For an example of active vocabulary, here is a well-known verse from Ecclesiastes:

“I returned and saw, under the sun, that the race is not to the swift, nor the battle to the strong, neither yet bread to the wise, nor yet riches to men of understanding, nor yet favour to men of skill; but time and chance happeneth to them all.”

Here it is, translated by Orwell into what he calls the worst kind of modern English:

“Objective considerations of contemporary phenomena compel the conclusion that success or failure in competitive activities exhibits no tendency to be commensurate with innate capacity, but that a considerable element of the unpredictable must invariably be taken into account.”

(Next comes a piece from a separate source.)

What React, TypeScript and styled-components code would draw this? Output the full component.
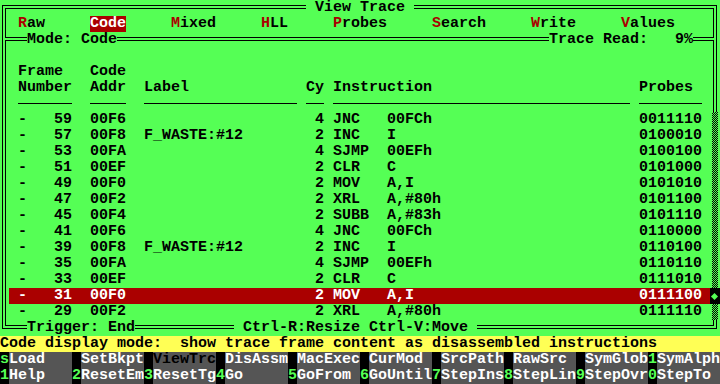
import React from "react";
import styled, { createGlobalStyle, css } from "styled-components";

const C = {
  green: "#55FF55",
  black: "#000000",
  red: "#AA0000",
  white: "#FFFFFF",
  yellow: "#FFFF55",
  gray: "#555555",
};

const Global = createGlobalStyle`
  html, body { margin: 0; padding: 0; background: ${C.green}; }
  body { width: 720px; height: 384px; overflow: hidden; }
`;

const Screen = styled.div`
  display: grid;
  grid-template-columns: repeat(80, 9px);
  grid-template-rows: repeat(24, 16px);
  width: 720px;
  height: 384px;
  background: ${C.green};
  color: ${C.black};
  font-family: "Liberation Mono", "DejaVu Sans Mono", monospace;
  font-weight: 700;
  font-size: 15px;
  line-height: 16px;
  white-space: pre;
  overflow: hidden;
`;

/* ---------- window frame (double lines) ---------- */
const Frame = styled.div`
  grid-row: 1 / 22;
  grid-column: 1 / 81;
  margin: 5px 3px 7px 2px;
  border: 1px solid ${C.black};
  padding: 2px;
  display: flex;
  flex-direction: column;
  gap: 2px;
  min-height: 0;
`;

const MenuPane = styled.div`
  border: 1px solid ${C.black};
  padding: 7px 2px 5px 3px;
  height: 16px;
`;

const TablePane = styled.div`
  flex: 1;
  border: 1px solid ${C.black};
  padding: 23px 2px 5px 3px;
  display: flex;
  flex-direction: column;
`;

const Legend = styled.div<{ $row: number; $col: number; $len: number }>`
  grid-row: ${(p) => p.$row + 1};
  grid-column: ${(p) => p.$col + 1} / span ${(p) => p.$len};
  background: ${C.green};
  z-index: 1;
`;

/* ---------- menu ---------- */
const MenuBar = styled.div`
  display: grid;
  grid-template-columns: 72px 81px 90px 72px 99px 99px 90px 90px;
  padding-left: 9px;
  height: 16px;
`;

const MenuItem = styled.span<{ $active?: boolean }>`
  justify-self: start;
  ${(p) =>
    p.$active &&
    css`
      background: ${C.red};
      color: ${C.white};
    `}
`;

const Hot = styled.span<{ $active?: boolean }>`
  color: ${(p) => (p.$active ? C.white : C.red)};
`;

/* ---------- table ---------- */
const tableColumns = css`
  display: grid;
  grid-template-columns: 9px 9px 45px 18px 36px 18px 153px 9px 18px 9px 54px 243px 9px 63px 9px;
  height: 16px;
`;

const HeaderLine = styled.div`
  ${tableColumns}
`;

const HeadText = styled.span<{ $from: number; $to?: number }>`
  grid-column: ${(p) => p.$from} / ${(p) => p.$to ?? p.$from + 1};
`;

const RuleLine = styled.div`
  ${tableColumns}
`;

const Rule = styled.span<{ $from: number; $to?: number }>`
  grid-column: ${(p) => p.$from} / ${(p) => p.$to ?? p.$from + 1};
  height: 7px;
  border-bottom: 1px solid ${C.black};
`;

const TraceRow = styled.div<{ $selected?: boolean }>`
  ${tableColumns}
  background: ${(p) => (p.$selected ? C.red : "transparent")};
  color: ${(p) => (p.$selected ? C.white : C.black)};
`;

const Dash = styled.span`
  grid-column: 2;
`;
const Num = styled.span`
  grid-column: 3;
  text-align: right;
`;
const Addr = styled.span`
  grid-column: 5;
`;
const Label = styled.span`
  grid-column: 7;
`;
const Cy = styled.span`
  grid-column: 9;
  text-align: right;
`;
const Mnem = styled.span`
  grid-column: 11;
`;
const Operand = styled.span`
  grid-column: 12;
`;
const Probe = styled.span`
  grid-column: 14;
`;

/* ---------- scrollbar ---------- */
const ScrollBar = styled.div`
  grid-row: 8 / 21;
  grid-column: 80;
  z-index: 1;
  display: flex;
  flex-direction: column;
`;

const ScrollTrack = styled.div<{ $rows: number }>`
  height: ${(p) => p.$rows * 16}px;
  padding: 0 2px 0 1px;
  background: repeating-conic-gradient(${C.black} 0 25%, ${C.green} 0 50%) content-box 0 0 / 2px 2px,
    linear-gradient(${C.green}, ${C.green}) border-box;
`;

const Thumb = styled.div`
  height: 16px;
  margin-left: -1px;
  background: ${C.black};
  display: flex;
  align-items: center;
  justify-content: center;
  padding-right: 1px;
`;

const Diamond = styled.span`
  width: 5px;
  height: 5px;
  background: ${C.green};
  transform: rotate(45deg);
`;

/* ---------- bottom bars ---------- */
const StatusLine = styled.div`
  grid-row: 22;
  grid-column: 1 / 81;
  background: ${C.yellow};
  color: ${C.black};
`;

const KeyBar = styled.div<{ $row: number }>`
  grid-row: ${(p) => p.$row + 1};
  grid-column: 1 / 81;
  display: grid;
  grid-template-columns: repeat(10, 9px 63px);
`;

const KeyCap = styled.span`
  background: ${C.black};
  color: ${C.green};
`;

const KeyLabel = styled.span<{ $disabled?: boolean }>`
  background: ${C.gray};
  color: ${(p) => (p.$disabled ? C.black : C.white)};
`;

/* ---------- data ---------- */
const menu = [
  { hot: "R", rest: "aw" },
  { hot: "C", rest: "ode", active: true },
  { hot: "M", rest: "ixed" },
  { hot: "H", rest: "LL" },
  { hot: "P", rest: "robes" },
  { hot: "S", rest: "earch" },
  { hot: "W", rest: "rite" },
  { hot: "V", rest: "alues" },
];

type Row = [string, string, string, string, string, string, string];
const rows: Row[] = [
  ["59", "00F6", "", "4", "JNC", "00FCh", "0011110"],
  ["57", "00F8", "F_WASTE:#12", "2", "INC", "I", "0100010"],
  ["53", "00FA", "", "4", "SJMP", "00EFh", "0100100"],
  ["51", "00EF", "", "2", "CLR", "C", "0101000"],
  ["49", "00F0", "", "2", "MOV", "A,I", "0101010"],
  ["47", "00F2", "", "2", "XRL", "A,#80h", "0101100"],
  ["45", "00F4", "", "2", "SUBB", "A,#83h", "0101110"],
  ["41", "00F6", "", "4", "JNC", "00FCh", "0110000"],
  ["39", "00F8", "F_WASTE:#12", "2", "INC", "I", "0110100"],
  ["35", "00FA", "", "4", "SJMP", "00EFh", "0110110"],
  ["33", "00EF", "", "2", "CLR", "C", "0111010"],
  ["31", "00F0", "", "2", "MOV", "A,I", "0111100"],
  ["29", "00F2", "", "2", "XRL", "A,#80h", "0111110"],
];
const selectedIndex = 11;

const keysTop: { key: string; label: string; disabled?: boolean }[] = [
  { key: "s", label: "Load" },
  { key: " ", label: "SetBkpt" },
  { key: " ", label: "ViewTrc", disabled: true },
  { key: " ", label: "DisAssm" },
  { key: " ", label: "MacExec" },
  { key: " ", label: "CurMod" },
  { key: " ", label: "SrcPath" },
  { key: " ", label: "RawSrc" },
  { key: " ", label: "SymGlob" },
  { key: "1", label: "SymAlph" },
];

const keysBottom = [
  { key: "1", label: "Help" },
  { key: "2", label: "ResetEm" },
  { key: "3", label: "ResetTg" },
  { key: "4", label: "Go" },
  { key: "5", label: "GoFrom" },
  { key: "6", label: "GoUntil" },
  { key: "7", label: "StepIns" },
  { key: "8", label: "StepLin" },
  { key: "9", label: "StepOvr" },
  { key: "0", label: "StepTo" },
];

export default function App() {
  return (
    <>
      <Global />
      <Screen>
        <Frame>
          <MenuPane>
            <MenuBar>
              {menu.map((m) => (
                <MenuItem key={m.hot} $active={m.active}>
                  <Hot $active={m.active}>{m.hot}</Hot>
                  {m.rest}
                </MenuItem>
              ))}
            </MenuBar>
          </MenuPane>
          <TablePane>
            <HeaderLine>
              <HeadText $from={2} $to={4}>Frame</HeadText>
              <HeadText $from={5}>Code</HeadText>
            </HeaderLine>
            <HeaderLine>
              <HeadText $from={2} $to={4}>Number</HeadText>
              <HeadText $from={5}>Addr</HeadText>
              <HeadText $from={7}>Label</HeadText>
              <HeadText $from={9}>Cy</HeadText>
              <HeadText $from={11} $to={13}>Instruction</HeadText>
              <HeadText $from={14}>Probes</HeadText>
            </HeaderLine>
            <RuleLine>
              <Rule $from={2} $to={4} />
              <Rule $from={5} />
              <Rule $from={7} />
              <Rule $from={9} />
              <Rule $from={11} $to={13} />
              <Rule $from={14} />
            </RuleLine>
            {rows.map((r, i) => (
              <TraceRow key={r[0]} $selected={i === selectedIndex}>
                <Dash>-</Dash>
                <Num>{r[0]}</Num>
                <Addr>{r[1]}</Addr>
                <Label>{r[2]}</Label>
                <Cy>{r[3]}</Cy>
                <Mnem>{r[4]}</Mnem>
                <Operand>{r[5]}</Operand>
                <Probe>{r[6]}</Probe>
              </TraceRow>
            ))}
          </TablePane>
        </Frame>

        <Legend $row={0} $col={34} $len={12}>{" View Trace "}</Legend>
        <Legend $row={2} $col={3} $len={10}>Mode: Code</Legend>
        <Legend $row={2} $col={61} $len={16}>{"Trace Read:   9%"}</Legend>
        <Legend $row={20} $col={3} $len={12}>Trigger: End</Legend>
        <Legend $row={20} $col={26} $len={27}>{" Ctrl-R:Resize Ctrl-V:Move "}</Legend>

        <ScrollBar>
          <ScrollTrack $rows={11} />
          <Thumb>
            <Diamond />
          </Thumb>
          <ScrollTrack $rows={1} />
        </ScrollBar>

        <StatusLine>{"Code display mode:  show trace frame content as disassembled instructions"}</StatusLine>

        <KeyBar $row={22}>
          {keysTop.map((k) => (
            <React.Fragment key={k.label}>
              <KeyCap>{k.key}</KeyCap>
              <KeyLabel $disabled={k.disabled}>{k.label}</KeyLabel>
            </React.Fragment>
          ))}
        </KeyBar>
        <KeyBar $row={23}>
          {keysBottom.map((k) => (
            <React.Fragment key={k.label}>
              <KeyCap>{k.key}</KeyCap>
              <KeyLabel>{k.label}</KeyLabel>
            </React.Fragment>
          ))}
        </KeyBar>
      </Screen>
    </>
  );
}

Before we laugh, we have to admit that most corporate English is closer to Orwell’s nightmare example than to the poetry of Ecclesiastes.

 

5. Never use a foreign phrase, a scientific word or a jargon word if you can think of an everyday English equivalent.  Communicating at work is a constant obstacle course of jargon and acronyms. Communication professionals are as bad as any group in using obscure language where everyday English will do.  Here is my favourite list of management jargon that You can use to play jargon bingo at your next meeting.

 

Off Line

 

Object Oriented

 

Culture Change

 

Attack The Problem

 

Empowerment

 

Sign Off On

 

Drop Dead Date

 

Deliverables

 

Proactive

 

Gold Star

 

Leverage

 

Focus,

 

Drill down

 

Touch Base

 

Transition

 

Take Ownership

 

Bite The Bullet

 

Red Flag

 

Solutions

 

Dialog With (v.)

 

Guesstimate

 

Close The Loop

 

Impact (v.)

 

Scenarios

 

Synergy

 

 

6. Break any of these rules sooner than say anything outright barbarous.

Orwell’s sixth rule is to use common sense. Trust your own ear. If something you have written or said sounds heavy because you have followed his previous five rules, strike it out and start again.